Homeland is a perfect dramatization of the rhetorical moves and political self-deceptions that made this now semi-permanent and very deadly war on terror possible, and it is important to see these things dramatized, to see them laid out in terms of affect and demeanor and style. Homeland‘s idea, and Obama’s, is that it is actually OK to kill as many supposed terrorists as you like, so long as you use a solemn tone of voice, present your credentials up front, and keep the swagger out of your gait. It should be asked, though, of Obama, and of Homeland, whether professional expertise hasn’t replaced the old paranoia but merely repressed it.

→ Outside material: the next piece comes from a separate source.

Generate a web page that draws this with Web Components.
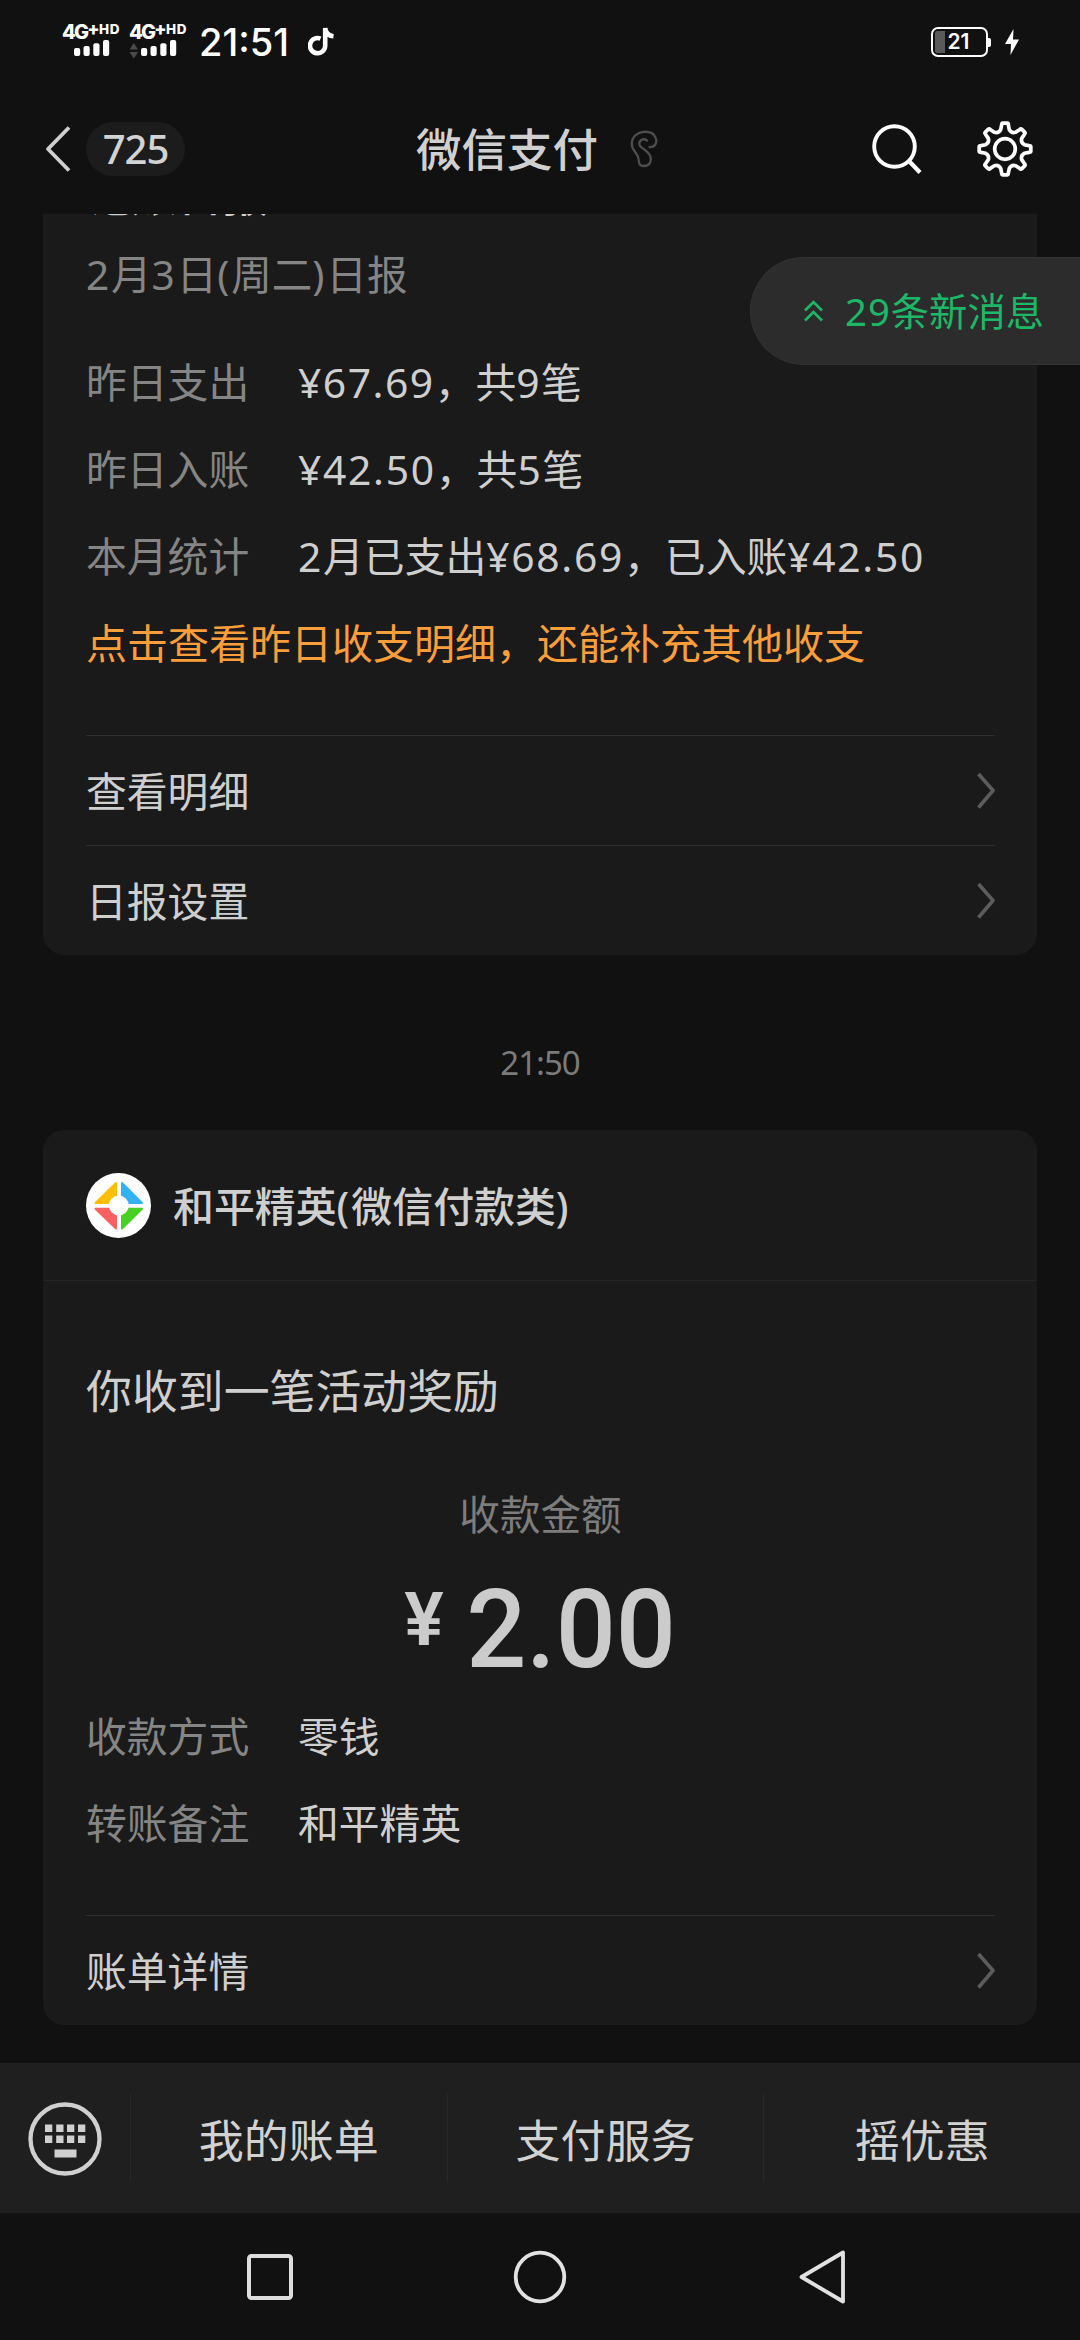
<!DOCTYPE html>
<html lang="zh-CN">
<head>
<meta charset="utf-8">
<title>微信支付</title>
<style>
html,body{margin:0;padding:0;background:#111}
body{width:1080px;height:2340px;overflow:hidden;font-family:"Noto Sans","Noto Sans CJK SC",sans-serif;color:#cfcfcf}
</style>
</head>
<body>
<pay-app></pay-app>
<script>
function define(name, html, setup){
  const t = document.createElement('template');
  t.innerHTML = html;
  customElements.define(name, class extends HTMLElement{
    connectedCallback(){
      if(this.shadowRoot) return;
      this.attachShadow({mode:'open'}).append(t.content.cloneNode(true));
      if(setup) setup.call(this, this.shadowRoot);
    }
  });
}

/* Text line; "ls" spaces the Latin runs only, so the Han glyphs keep their pitch. */
define('mixed-text', `<style>:host{display:block;white-space:pre}</style><slot></slot>`, function(){
  const ls = this.getAttribute('ls');
  if(!ls) return;
  const parts = this.textContent.split(/([\x21-\x7e¥]+)/);
  this.textContent = '';
  for(const p of parts){
    if(!p) continue;
    if(/^[\x21-\x7e¥]/.test(p)){
      const s = document.createElement('span');
      s.style.letterSpacing = ls + 'px';
      s.textContent = p;
      this.append(s);
    } else this.append(p);
  }
});

define('signal-icon', `<style>
:host{display:block;width:60px;height:36px}
.t{display:flex;align-items:flex-start;height:16px;font:800 18px/16px Inter,sans-serif;color:#fff;white-space:pre}
.g{font-size:20px;letter-spacing:-1.8px;line-height:17px}
.p{font-size:18px;line-height:10px;letter-spacing:-.5px}
.h{font-size:13.5px;line-height:11px;letter-spacing:.6px}
svg{display:block}
</style><div class="t"><span class="g">4G</span><span class="p">+</span><span class="h">HD</span></div>
<svg width="60" height="20" viewBox="0 0 60 20"><g id="a" fill="#4b4b4b" visibility="hidden"><path d="M0.5 9.5L4.8 3L9 9.5ZM0.5 12L4.8 18.5L9 12Z"/></g>
<g fill="#fff"><rect x="12" y="8" width="6.2" height="8" rx="2"/><rect x="21.5" y="6" width="6.2" height="10" rx="2"/><rect x="31.3" y="3.3" width="6.2" height="12.7" rx="2"/><rect x="41" y="0" width="6.2" height="16" rx="2"/></g></svg>`,
function(r){ if(this.hasAttribute('data-arrows')) r.getElementById('a').setAttribute('visibility','visible'); });

define('status-bar', `<style>
:host{display:flex;height:84px;align-items:center;justify-content:space-between;padding:0 60px 0 62px;box-sizing:border-box}
.l,.r{display:flex;align-items:center}
signal-icon{margin-right:7px;margin-top:0}
.c{font:500 38px/40px Inter,sans-serif;color:#fff;letter-spacing:0;width:109px;margin-left:3px}
.b{display:flex;align-items:center;justify-content:flex-start;width:57px;height:30px;box-sizing:border-box;border:2.5px solid #fff;border-radius:7px;padding:1.5px}
.f{width:10px;height:22px;background:#5a5a5a;border-radius:2px 0 0 2px}
.n{font:600 21px/22px Inter,sans-serif;color:#fff;margin-left:3px}
.k{width:3px;height:9px;background:#fff;border-radius:0 2px 2px 0;margin-right:13px}
</style>
<div class="l"><signal-icon></signal-icon><signal-icon data-arrows></signal-icon><span class="c">21:51</span>
<svg width="28" height="32" viewBox="0 0 28 32"><path d="M12.5 12.6A7.6 7.6 0 1 0 17.2 20V2C17.6 7 21 9.800 25.500 10.200" fill="none" stroke="#fff" stroke-width="4.600"/></svg></div>
<div class="r"><div class="b"><div class="f"></div><span class="n">21</span></div><div class="k"></div>
<svg width="16" height="28" viewBox="0 0 16 28"><path d="M9.500 1L1 16H7L6.500 27L15 11.500H9Z" fill="#fff"/></svg></div>`);

define('gear-icon', `<style>:host{display:block;width:60px;height:60px}svg{display:block}</style>
<svg width="60" height="60" viewBox="-30 -30 60 60" fill="none" stroke="#fff" stroke-width="3.700" stroke-linejoin="round"><path/><circle r="10.300"/></svg>`,
function(r){
  const p = (rad, a) => { a = a*Math.PI/180; return (rad*Math.sin(a)).toFixed(2)+' '+(-rad*Math.cos(a)).toFixed(2); };
  let d = '';
  for(let i=0;i<8;i++){
    const a = i*45;
    d += (i?'L':'M')+p(24.2,a-8)+'Q'+p(25.9,a-7.4)+' '+p(25.9,a-5)+'L'+p(25.9,a+5)+'Q'+p(25.9,a+7.4)+' '+p(24.2,a+8)+'L'+p(19.8,a+12.500)+'Q'+p(16.8,a+22.500)+' '+p(19.8,a+32.500);
  }
  r.querySelector('path').setAttribute('d', d+'Z');
});

define('nav-header', `<style>
:host{display:grid;grid-template-columns:416px auto 1fr;align-items:center;height:130px;box-sizing:border-box}
.l{display:flex;align-items:center;padding-left:44px;gap:15px}
.n{display:flex;align-items:center;justify-content:center;width:99px;height:54px;border-radius:27px;background:#1c1c1c;font-size:40px;font-weight:500;line-height:54px;color:#d3d3d3;letter-spacing:-1px}
.t{font-size:45.5px;font-weight:500;line-height:60px;color:#d0d0d0}
.m{display:flex;align-items:center}
.r{display:flex;align-items:center;justify-content:flex-end;padding-right:45px;gap:51px}
svg{display:block}
</style>
<div class="l"><svg width="27" height="48" viewBox="0 0 27 48"><path d="M25 2.500L4 24L25 45.500" fill="none" stroke="#d0d0d0" stroke-width="3.800" stroke-linejoin="round"/></svg><span class="n">725</span></div>
<div class="m"><span class="t">微信支付</span>
<svg style="margin-left:32px;margin-top:0" width="28" height="38" viewBox="0 0 28 38"><path d="M10 16C7.500 11 13 7.500 17 10.500M19.500 17C25.500 17.500 27.500 12 25.500 7.500C23.500 2.500 18.500 1.500 14 1.800C7 2.200 1.500 7 1.800 14.500C2 21 8 23 8.500 28.500C8.800 33 9 36 14 36C19.500 36 21.500 32 20.500 27C19.500 22 13.500 19.500 10 16" fill="none" stroke="#4e4e4e" stroke-width="2.300" stroke-linecap="round"/></svg></div>
<div class="r"><svg width="53" height="50" viewBox="0 0 53 50"><circle cx="23.500" cy="22.500" r="20.300" fill="none" stroke="#fff" stroke-width="3.900"/><path d="M37.500 36.500L49 48.500" stroke="#fff" stroke-width="4.200"/></svg><gear-icon></gear-icon></div>`);

define('info-row', `<style>
:host{display:flex;align-items:flex-start;height:87px;font-size:40.8px;line-height:84px}
.k{width:212px;color:#858585}
</style><span class="k"><slot name="k"></slot></span><slot></slot>`);

define('link-row', `<style>
:host{display:flex;align-items:center;justify-content:space-between;height:110px;box-sizing:border-box;border-top:1.500px solid #2f2f2f;font-size:40.800px;line-height:60px}
</style><span><slot></slot></span><svg width="19" height="38" viewBox="0 0 19 38"><path d="M2.500 2L17 18.500L2.500 35.500" fill="none" stroke="#5c5c5c" stroke-width="3.600" stroke-linejoin="round"/></svg>`);

define('msg-card', `<style>
:host{display:block;margin:0 43px;background:#1a1a1a;border-radius:21px}
.b{padding:0 42px 0 43px}
</style><slot name="head"></slot><div class="b"><slot></slot></div>`);

define('merchant-head', `<style>
:host{display:flex;align-items:center;height:151px;box-sizing:border-box;border-bottom:1.500px solid #252525;padding-left:43px;gap:22px;font-size:40.900px;font-weight:500;line-height:60px}
span{padding-top:1px}
</style>
<svg width="65" height="65" viewBox="-32.500 -32.500 65 65"><circle r="32.500" fill="#fff"/>
<g stroke-width="2" stroke-linejoin="round"><path d="M-2.500 -22.500V-2.500H-23Z" fill="#fdbe05" stroke="#fdbe05"/><path d="M3.500 -22.500V-2.500H23.500Z" fill="#33b1f0" stroke="#33b1f0"/><path d="M-2.500 23V3.200H-23Z" fill="#f9605f" stroke="#f9605f"/><path d="M3.500 23V3.200H23.500Z" fill="#47d125" stroke="#47d125"/></g><circle cx=".3" r="10" fill="#fff"/></svg>
<span><slot></slot></span>`);

define('money-amount', `<style>
:host{display:flex;align-items:center;justify-content:center;height:149px;padding-top:21px;box-sizing:border-box;font-family:Roboto,sans-serif;color:#cbcbcb;line-height:1}
.y{font-size:74px;font-weight:600;margin-bottom:20px;margin-right:18px}
.v{font-size:110px;font-weight:500;transform:scaleX(.962);margin-right:-3px}
</style><span class="y">¥</span><span class="v"><slot></slot></span>`);

define('new-tip', `<style>
:host{position:absolute;right:0;top:43px;width:330px;height:108px;box-sizing:border-box;border-radius:54px 0 0 54px;background:#2c2c2c;border:1px solid #333;border-right:0;display:flex;align-items:center;padding-left:53px;gap:22px;font-size:38.300px;line-height:60px;color:#1cb868}
</style><svg width="19" height="22" viewBox="0 0 19 22"><path d="M1 10.500L9.500 2L18 10.500M1 20.500L9.500 12L18 20.500" fill="none" stroke="#1cb868" stroke-width="2.600"/></svg><span><slot></slot></span>`);

define('menu-bar', `<style>
:host{display:flex;align-items:center;height:150px;background:#1f1f1f;font-size:45px;line-height:60px;color:#d2d2d2}
.k{width:130px;display:flex;justify-content:center;padding-top:2px}
.t{flex:1;height:88px;display:flex;align-items:center;justify-content:center;border-left:1.500px solid #282828}
span{padding-top:6px}
</style><div class="k"><svg width="74" height="74" viewBox="0 0 74 74"><circle cx="37" cy="37" r="34.500" fill="none" stroke="#d0d0d0" stroke-width="4.300"/><g fill="#d0d0d0"><path d="M17 22.500h7.300v7.500h-7.300zM28.200 22.500h7.300v7.500h-7.300zM39 22.500h7.300v7.500h-7.300zM50 22.500h7.300v7.500h-7.300zM17 33.500h7.300v7.500h-7.300zM28.200 33.500h7.300v7.500h-7.300zM39 33.500h7.300v7.500h-7.300zM50 33.500h7.300v7.500h-7.300zM26.500 47.500h22v8h-22z"/></g></svg></div>
<div class="t"><span>我的账单</span></div><div class="t"><span>支付服务</span></div><div class="t"><span>摇优惠</span></div>`);

define('system-nav', `<style>
:host{display:flex;height:127px;align-items:center;padding-left:243px;gap:216px;box-sizing:border-box}
svg{display:block}
.back{margin-left:15px}
</style><svg width="54" height="54" viewBox="0 0 54 54" fill="none" stroke="#ddd" stroke-width="4"><rect x="6" y="6" width="42" height="42" rx="2.500"/></svg>
<svg width="54" height="54" viewBox="0 0 54 54" fill="none" stroke="#e2e2e2" stroke-width="3.800"><circle cx="27" cy="27" r="24.300"/></svg>
<svg class="back" width="54" height="54" viewBox="0 0 54 54" fill="none" stroke="#e2e2e2" stroke-width="3.800" stroke-linejoin="round"><path d="M45 2.500V51.500L3.500 27Z"/></svg>`);

define('pay-app', `<style>
:host{display:flex;flex-direction:column;width:1080px;height:2340px;background:#111}
main{position:relative;height:1849px;overflow:hidden}
.first{margin-top:-80px}
.title{font-size:45.600px;font-weight:500;height:66px;line-height:66px;padding-top:27px;margin-bottom:2px}
.date{font-size:40.600px;height:92px;line-height:92px;color:#858585;margin-bottom:19px}
.tip{font-size:41px;height:87px;line-height:84px;color:#fa9d3b;margin-bottom:47px}
.time{height:135px;line-height:135px;margin-top:40px;text-align:center;font-size:33px;letter-spacing:-1px;color:#7b7b7b}
.got{margin-top:70px;height:80px;line-height:78px;font-size:45.900px}
.lab{margin-top:54px;height:60px;line-height:60px;font-size:40.600px;color:#7d7d7d;text-align:center}
.gap{height:47px}
</style>
<status-bar></status-bar><nav-header></nav-header>
<main>
<msg-card class="first">
<div class="title">记账日报</div>
<mixed-text class="date" ls="1.800">2月3日(周二)日报</mixed-text>
<info-row><span slot="k">昨日支出</span><mixed-text ls="1.500">¥67.69，共9笔</mixed-text></info-row>
<info-row><span slot="k">昨日入账</span><mixed-text ls="1.700">¥42.50，共5笔</mixed-text></info-row>
<info-row><span slot="k">本月统计</span><mixed-text ls="1.700">2月已支出¥68.69，已入账¥42.50</mixed-text></info-row>
<div class="tip">点击查看昨日收支明细，还能补充其他收支</div>
<link-row>查看明细</link-row><link-row>日报设置</link-row>
</msg-card>
<div class="time">21:50</div>
<msg-card>
<merchant-head slot="head"><mixed-text ls="2">和平精英(微信付款类)</mixed-text></merchant-head>
<div class="got">你收到一笔活动奖励</div>
<div class="lab">收款金额</div>
<money-amount>2.00</money-amount>
<info-row><span slot="k">收款方式</span>零钱</info-row>
<info-row><span slot="k">转账备注</span>和平精英</info-row>
<div class="gap"></div>
<link-row>账单详情</link-row>
</msg-card>
<new-tip><mixed-text ls="1">29条新消息</mixed-text></new-tip>
</main>
<menu-bar></menu-bar><system-nav></system-nav>`);
</script>
</body>
</html>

For Obama, it wasn’t a terrorist strike that made him afraid, but a presidential election. The New York Times recently reported the following:

Facing the possibility that President Obama might not win a second term, his administration accelerated work in the weeks before the election to develop explicit rules for the targeted killing of terrorists by unmanned drones, so that a new president would inherit clear standards and procedures, according to two administration officials.

In other words, the prospect of a Romney presidency forced the Obama Administration to confront, for the first time, apparently, the fact that their War on Terror professionalism is a front, a cover for a military improv act that so far has left around 2,500 people dead in Pakistan. Were these dead people terrorists? Yes, sometimes, in the case of “personality strikes,” which target specific individuals. We’ve been so good at targeting specific individuals, in fact, that there just aren’t that many competent aspiring terrorists left. For the most part, Al Qaeda “operatives” today can’t even round up the ingredients for a bomb without an assist from undercover FBI agents, who send along fake explosives and make an arrest. And so, as though to pass the time until a real-world Abu Nazir finally arrives, the Obama Administration now also carries out “signature strikes,” in which we kill groups of unidentified people who seem to be behaving as terrorists might. Another official name for “signature strikes” is “crowd kills.” The joke, one senior official told the Times, is that “when the C.I.A. sees ‘three guys doing jumping jacks,’ the agency thinks it is a terrorist training camp.” High comedy, and very black comedy, too–a great way to cope with fear, at least on a short term basis.